WORK TO BE COMPLETED: Gather up all lines that carry the word "index".

INPUT:
* Start *
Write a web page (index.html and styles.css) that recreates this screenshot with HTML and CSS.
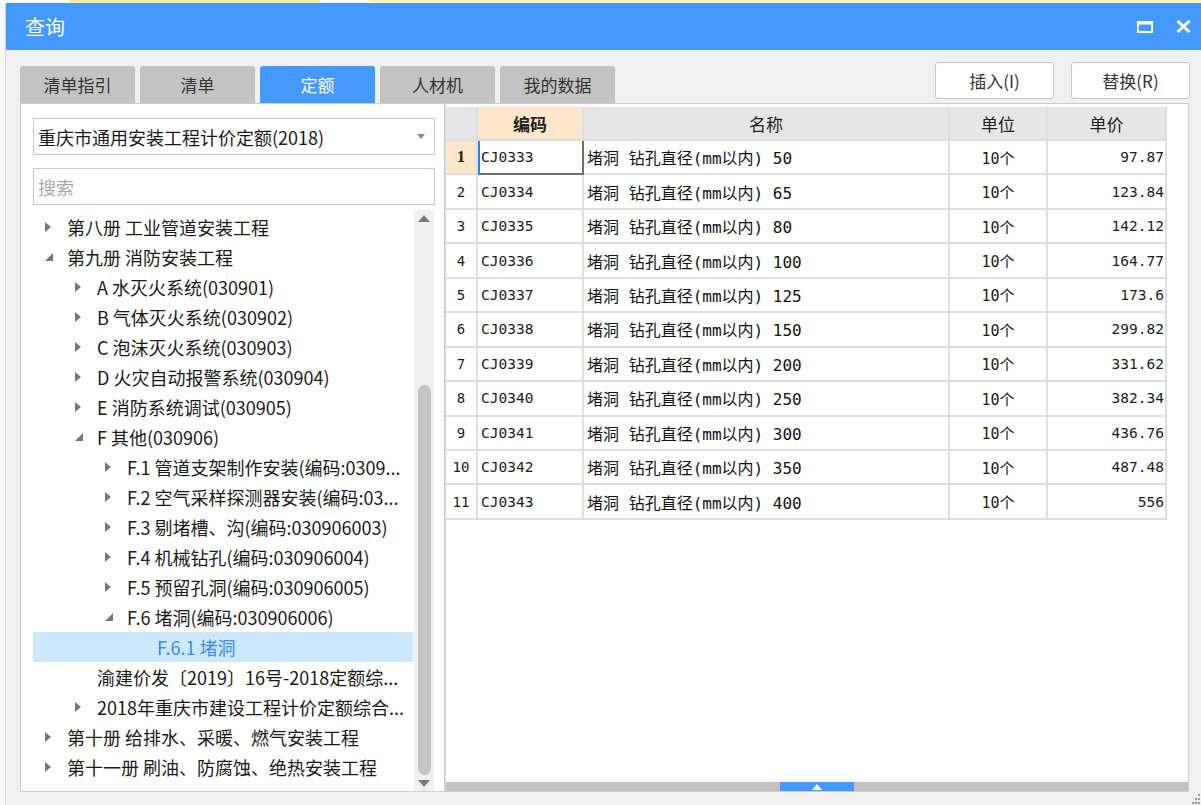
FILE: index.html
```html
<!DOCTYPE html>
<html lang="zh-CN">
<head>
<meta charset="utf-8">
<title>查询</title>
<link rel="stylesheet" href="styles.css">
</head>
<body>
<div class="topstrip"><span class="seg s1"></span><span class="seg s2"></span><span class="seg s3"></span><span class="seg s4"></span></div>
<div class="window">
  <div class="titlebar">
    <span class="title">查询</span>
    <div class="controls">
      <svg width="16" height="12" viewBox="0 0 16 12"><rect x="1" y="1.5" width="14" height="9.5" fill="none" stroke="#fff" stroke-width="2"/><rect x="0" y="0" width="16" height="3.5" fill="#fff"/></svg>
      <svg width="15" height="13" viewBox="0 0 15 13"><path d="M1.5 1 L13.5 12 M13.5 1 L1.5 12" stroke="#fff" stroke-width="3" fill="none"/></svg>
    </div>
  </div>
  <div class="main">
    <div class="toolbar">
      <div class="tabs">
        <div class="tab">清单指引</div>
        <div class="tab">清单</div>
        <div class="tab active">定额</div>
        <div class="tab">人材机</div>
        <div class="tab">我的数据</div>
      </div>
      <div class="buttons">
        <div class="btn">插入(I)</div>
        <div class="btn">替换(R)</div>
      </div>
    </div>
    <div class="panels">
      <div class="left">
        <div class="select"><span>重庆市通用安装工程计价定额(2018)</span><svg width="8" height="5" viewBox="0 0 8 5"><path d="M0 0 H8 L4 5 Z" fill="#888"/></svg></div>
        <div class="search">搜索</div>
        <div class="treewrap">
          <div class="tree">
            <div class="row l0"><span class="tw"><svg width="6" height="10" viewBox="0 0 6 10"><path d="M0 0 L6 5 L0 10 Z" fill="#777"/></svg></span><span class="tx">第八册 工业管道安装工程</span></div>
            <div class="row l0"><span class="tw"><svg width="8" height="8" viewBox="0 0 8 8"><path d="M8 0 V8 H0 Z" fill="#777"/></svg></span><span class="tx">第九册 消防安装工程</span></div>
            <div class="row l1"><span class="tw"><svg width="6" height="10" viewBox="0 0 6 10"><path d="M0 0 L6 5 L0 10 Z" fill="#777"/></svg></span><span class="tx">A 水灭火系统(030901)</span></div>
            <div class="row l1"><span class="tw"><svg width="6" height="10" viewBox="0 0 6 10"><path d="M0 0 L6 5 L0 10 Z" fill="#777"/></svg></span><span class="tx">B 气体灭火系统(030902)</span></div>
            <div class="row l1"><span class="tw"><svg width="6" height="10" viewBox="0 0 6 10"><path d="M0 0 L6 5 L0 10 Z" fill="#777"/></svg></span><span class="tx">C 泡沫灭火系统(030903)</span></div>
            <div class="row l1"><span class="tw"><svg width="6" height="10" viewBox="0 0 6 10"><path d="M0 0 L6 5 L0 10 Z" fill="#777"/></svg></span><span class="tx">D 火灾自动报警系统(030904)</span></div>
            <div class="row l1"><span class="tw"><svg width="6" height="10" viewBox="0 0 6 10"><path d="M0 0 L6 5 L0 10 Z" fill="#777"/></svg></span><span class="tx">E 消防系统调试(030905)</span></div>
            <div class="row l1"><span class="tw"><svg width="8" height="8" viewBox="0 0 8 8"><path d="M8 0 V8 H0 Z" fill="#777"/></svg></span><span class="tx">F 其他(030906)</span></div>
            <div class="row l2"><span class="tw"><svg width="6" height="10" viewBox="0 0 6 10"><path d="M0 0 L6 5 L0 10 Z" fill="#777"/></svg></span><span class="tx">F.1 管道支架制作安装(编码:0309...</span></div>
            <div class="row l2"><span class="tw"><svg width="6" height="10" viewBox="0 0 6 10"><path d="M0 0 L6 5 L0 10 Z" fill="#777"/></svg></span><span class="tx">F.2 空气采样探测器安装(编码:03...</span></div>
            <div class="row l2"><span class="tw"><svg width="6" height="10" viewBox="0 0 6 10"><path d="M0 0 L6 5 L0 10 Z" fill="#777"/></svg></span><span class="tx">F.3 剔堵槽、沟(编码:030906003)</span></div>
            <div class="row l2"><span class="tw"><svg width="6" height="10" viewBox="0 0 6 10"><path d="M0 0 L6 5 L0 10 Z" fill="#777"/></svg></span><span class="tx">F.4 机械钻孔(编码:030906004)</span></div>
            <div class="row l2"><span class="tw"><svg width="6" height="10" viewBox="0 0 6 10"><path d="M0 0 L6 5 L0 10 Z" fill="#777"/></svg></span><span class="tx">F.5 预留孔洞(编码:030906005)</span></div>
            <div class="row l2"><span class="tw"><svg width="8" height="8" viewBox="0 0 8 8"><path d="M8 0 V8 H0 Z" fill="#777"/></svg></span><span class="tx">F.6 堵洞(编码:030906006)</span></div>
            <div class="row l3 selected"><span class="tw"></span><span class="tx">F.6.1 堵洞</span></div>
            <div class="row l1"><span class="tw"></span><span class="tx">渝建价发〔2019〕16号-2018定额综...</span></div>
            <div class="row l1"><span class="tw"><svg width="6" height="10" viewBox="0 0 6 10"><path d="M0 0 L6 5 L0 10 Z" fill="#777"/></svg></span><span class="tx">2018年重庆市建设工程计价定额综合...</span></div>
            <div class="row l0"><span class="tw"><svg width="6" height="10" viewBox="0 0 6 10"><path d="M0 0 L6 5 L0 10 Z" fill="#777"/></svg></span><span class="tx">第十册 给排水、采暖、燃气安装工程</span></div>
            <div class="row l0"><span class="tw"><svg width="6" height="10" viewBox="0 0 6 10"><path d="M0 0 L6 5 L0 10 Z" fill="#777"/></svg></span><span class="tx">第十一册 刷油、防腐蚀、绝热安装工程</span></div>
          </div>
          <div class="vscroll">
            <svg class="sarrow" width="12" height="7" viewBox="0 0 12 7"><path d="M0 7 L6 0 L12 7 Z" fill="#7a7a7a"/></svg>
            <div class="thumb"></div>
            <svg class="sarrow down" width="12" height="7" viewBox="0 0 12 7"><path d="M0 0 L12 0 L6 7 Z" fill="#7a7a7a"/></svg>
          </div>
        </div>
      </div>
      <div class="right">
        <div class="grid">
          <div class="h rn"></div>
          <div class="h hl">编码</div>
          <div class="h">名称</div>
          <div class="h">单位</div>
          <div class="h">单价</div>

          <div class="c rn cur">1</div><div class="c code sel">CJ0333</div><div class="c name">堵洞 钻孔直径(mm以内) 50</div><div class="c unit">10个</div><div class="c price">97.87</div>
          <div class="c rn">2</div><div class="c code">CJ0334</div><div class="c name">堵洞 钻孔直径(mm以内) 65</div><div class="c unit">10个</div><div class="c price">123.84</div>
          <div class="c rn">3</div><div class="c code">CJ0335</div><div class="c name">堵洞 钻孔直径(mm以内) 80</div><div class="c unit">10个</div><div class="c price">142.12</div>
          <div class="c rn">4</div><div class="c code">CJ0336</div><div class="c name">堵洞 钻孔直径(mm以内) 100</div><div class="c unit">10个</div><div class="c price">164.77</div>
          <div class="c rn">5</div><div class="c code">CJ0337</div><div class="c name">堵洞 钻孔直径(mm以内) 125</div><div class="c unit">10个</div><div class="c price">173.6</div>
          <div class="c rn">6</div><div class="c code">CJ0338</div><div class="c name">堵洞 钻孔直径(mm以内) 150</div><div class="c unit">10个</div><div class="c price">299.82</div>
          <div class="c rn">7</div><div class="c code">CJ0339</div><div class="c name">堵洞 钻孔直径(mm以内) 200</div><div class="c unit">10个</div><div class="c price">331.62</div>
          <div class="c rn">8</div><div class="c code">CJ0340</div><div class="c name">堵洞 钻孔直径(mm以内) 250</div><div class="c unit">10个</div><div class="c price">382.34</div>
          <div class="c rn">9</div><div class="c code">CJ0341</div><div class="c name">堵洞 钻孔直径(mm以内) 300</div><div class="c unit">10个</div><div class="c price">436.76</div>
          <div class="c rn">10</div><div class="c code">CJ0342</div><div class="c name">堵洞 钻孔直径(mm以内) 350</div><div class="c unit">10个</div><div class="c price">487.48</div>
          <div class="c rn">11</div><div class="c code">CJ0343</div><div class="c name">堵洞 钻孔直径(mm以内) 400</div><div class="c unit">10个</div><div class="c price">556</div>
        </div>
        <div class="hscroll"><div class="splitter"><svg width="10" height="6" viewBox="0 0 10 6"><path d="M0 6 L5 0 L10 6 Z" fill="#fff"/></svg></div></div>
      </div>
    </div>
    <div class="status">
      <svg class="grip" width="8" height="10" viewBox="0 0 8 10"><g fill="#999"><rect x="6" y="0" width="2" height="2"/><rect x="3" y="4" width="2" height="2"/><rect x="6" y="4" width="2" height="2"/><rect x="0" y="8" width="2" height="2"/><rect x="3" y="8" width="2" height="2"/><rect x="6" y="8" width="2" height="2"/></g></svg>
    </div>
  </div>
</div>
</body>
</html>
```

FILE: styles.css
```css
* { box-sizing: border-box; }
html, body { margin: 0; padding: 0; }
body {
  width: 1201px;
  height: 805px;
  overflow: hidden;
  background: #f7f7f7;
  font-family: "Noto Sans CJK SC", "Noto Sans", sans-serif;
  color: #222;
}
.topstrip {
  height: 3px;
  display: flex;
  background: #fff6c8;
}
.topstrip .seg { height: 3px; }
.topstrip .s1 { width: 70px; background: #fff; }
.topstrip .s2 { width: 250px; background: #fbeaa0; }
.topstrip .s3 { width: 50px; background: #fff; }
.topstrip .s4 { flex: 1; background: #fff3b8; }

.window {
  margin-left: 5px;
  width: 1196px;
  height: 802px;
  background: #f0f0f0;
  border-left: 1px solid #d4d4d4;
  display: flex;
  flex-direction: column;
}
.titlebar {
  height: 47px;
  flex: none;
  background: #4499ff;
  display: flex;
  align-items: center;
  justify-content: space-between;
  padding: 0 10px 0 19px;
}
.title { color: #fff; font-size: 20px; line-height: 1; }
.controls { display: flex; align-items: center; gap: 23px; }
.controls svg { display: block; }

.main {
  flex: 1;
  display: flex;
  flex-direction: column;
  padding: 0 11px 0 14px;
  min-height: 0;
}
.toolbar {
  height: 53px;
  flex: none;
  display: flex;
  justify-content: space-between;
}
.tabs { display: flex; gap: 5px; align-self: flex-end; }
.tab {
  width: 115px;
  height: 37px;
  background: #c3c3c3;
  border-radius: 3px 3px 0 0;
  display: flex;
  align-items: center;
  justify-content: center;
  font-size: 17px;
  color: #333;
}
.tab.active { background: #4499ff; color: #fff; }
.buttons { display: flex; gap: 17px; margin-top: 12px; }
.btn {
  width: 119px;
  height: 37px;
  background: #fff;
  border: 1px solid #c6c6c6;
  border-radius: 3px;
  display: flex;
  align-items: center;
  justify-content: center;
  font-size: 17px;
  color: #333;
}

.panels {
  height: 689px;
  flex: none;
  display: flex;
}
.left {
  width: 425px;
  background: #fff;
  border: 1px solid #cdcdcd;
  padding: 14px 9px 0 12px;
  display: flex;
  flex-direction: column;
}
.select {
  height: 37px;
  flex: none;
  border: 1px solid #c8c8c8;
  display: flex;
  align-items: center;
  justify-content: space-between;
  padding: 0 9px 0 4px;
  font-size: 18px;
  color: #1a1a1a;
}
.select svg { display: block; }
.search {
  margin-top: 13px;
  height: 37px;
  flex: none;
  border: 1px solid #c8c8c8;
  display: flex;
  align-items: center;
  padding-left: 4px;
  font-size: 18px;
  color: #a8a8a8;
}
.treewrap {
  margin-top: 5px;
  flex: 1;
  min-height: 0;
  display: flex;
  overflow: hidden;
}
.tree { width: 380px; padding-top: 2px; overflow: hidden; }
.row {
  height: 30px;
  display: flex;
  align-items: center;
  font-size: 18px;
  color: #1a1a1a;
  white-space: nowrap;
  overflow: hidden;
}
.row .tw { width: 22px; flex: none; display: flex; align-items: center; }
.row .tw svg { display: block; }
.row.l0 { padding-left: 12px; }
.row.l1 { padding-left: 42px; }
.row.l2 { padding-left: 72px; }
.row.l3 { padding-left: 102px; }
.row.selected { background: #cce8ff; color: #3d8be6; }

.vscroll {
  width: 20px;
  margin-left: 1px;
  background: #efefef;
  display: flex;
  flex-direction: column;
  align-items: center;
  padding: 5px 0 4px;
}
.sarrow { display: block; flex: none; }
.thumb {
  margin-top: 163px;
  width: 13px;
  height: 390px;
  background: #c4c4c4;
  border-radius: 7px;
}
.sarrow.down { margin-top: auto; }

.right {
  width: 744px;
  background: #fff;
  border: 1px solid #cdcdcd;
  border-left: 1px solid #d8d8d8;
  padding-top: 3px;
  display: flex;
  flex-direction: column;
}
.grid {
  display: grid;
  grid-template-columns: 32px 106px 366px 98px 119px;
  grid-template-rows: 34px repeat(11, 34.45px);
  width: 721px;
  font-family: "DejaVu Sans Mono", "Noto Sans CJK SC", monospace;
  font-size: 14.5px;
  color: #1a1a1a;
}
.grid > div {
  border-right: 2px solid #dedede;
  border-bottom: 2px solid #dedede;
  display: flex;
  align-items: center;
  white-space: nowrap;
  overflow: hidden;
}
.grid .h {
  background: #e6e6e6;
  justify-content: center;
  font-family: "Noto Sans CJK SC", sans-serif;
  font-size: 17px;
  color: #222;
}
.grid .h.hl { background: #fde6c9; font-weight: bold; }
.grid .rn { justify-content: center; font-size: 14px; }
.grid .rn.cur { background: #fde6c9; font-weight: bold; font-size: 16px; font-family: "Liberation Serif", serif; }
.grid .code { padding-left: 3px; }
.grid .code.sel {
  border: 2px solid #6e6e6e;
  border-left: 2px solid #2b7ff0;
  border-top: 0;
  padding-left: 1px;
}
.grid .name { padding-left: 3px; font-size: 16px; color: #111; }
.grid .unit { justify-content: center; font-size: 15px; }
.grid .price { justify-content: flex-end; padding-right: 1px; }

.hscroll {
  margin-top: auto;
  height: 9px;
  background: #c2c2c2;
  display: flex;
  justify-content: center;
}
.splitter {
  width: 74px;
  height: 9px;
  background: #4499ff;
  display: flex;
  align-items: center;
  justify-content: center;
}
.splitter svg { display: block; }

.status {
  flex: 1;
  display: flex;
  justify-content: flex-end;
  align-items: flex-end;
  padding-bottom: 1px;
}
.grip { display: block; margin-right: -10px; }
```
* End *
* Start *
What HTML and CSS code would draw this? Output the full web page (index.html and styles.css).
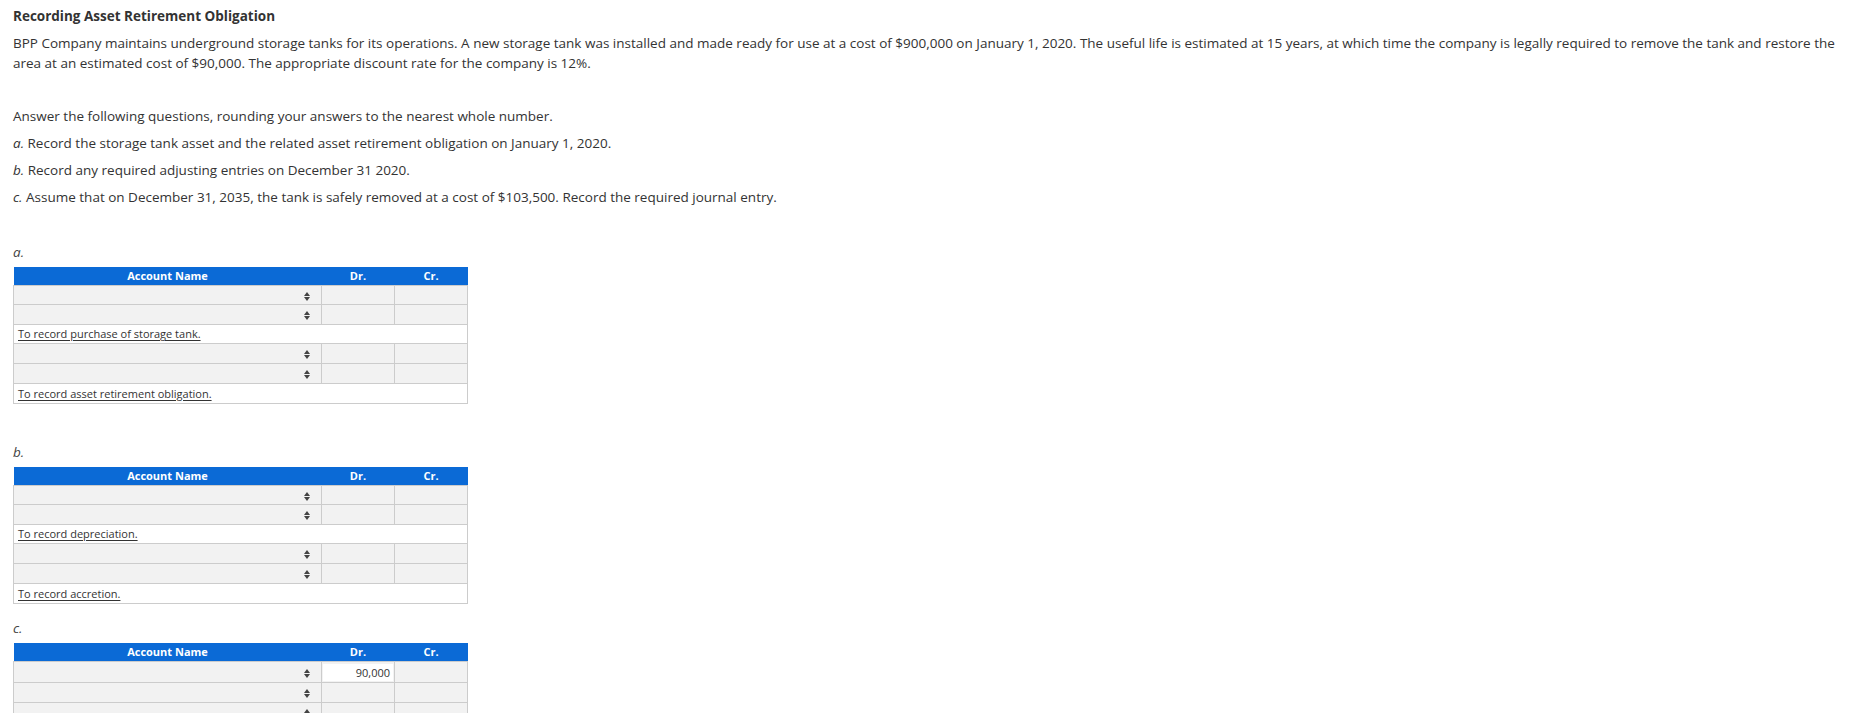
* End *
* Start *
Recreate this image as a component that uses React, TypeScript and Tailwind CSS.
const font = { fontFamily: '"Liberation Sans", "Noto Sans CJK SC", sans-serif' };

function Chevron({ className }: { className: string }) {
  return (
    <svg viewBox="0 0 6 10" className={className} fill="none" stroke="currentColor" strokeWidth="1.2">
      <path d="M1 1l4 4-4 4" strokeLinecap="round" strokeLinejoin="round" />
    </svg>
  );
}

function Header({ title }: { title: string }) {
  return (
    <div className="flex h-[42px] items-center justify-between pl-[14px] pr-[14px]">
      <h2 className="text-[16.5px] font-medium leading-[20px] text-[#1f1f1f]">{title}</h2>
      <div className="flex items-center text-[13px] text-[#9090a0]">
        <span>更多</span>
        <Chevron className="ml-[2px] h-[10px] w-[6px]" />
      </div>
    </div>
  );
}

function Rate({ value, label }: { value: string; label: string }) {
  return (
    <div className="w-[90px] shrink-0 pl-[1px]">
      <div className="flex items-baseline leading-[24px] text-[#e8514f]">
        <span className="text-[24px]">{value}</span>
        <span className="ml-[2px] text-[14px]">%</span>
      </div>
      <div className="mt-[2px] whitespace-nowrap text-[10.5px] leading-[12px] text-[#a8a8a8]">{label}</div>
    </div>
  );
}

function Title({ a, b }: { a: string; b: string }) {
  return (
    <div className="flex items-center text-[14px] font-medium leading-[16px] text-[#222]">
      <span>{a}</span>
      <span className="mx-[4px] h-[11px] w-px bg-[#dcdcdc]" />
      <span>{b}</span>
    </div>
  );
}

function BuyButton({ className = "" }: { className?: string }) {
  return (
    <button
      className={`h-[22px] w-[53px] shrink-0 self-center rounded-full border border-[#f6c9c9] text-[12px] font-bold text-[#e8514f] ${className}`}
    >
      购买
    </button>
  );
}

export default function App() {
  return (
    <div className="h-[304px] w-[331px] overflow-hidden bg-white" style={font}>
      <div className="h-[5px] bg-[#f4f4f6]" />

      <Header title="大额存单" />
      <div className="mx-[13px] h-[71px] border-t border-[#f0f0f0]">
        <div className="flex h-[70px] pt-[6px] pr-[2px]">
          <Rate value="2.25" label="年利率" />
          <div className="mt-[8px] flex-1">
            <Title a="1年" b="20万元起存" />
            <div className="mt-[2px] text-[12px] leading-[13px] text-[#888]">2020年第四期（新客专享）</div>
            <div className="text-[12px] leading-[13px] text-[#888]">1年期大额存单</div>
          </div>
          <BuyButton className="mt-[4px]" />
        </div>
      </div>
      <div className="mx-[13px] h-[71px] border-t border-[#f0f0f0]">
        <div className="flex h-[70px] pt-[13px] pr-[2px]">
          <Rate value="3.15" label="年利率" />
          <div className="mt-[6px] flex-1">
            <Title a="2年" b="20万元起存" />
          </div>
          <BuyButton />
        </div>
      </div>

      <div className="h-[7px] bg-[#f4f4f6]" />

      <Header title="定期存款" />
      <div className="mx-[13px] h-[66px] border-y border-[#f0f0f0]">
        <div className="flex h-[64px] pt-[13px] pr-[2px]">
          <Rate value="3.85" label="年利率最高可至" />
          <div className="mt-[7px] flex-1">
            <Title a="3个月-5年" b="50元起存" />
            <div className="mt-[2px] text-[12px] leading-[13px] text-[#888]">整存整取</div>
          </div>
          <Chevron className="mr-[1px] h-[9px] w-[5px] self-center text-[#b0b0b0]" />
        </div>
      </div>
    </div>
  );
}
* End *
RIGHT ANSWER:
Write a web page (index.html and styles.css) that recreates this screenshot with HTML and CSS.
FILE: index.html
What HTML and CSS code would draw this? Output the full web page (index.html and styles.css).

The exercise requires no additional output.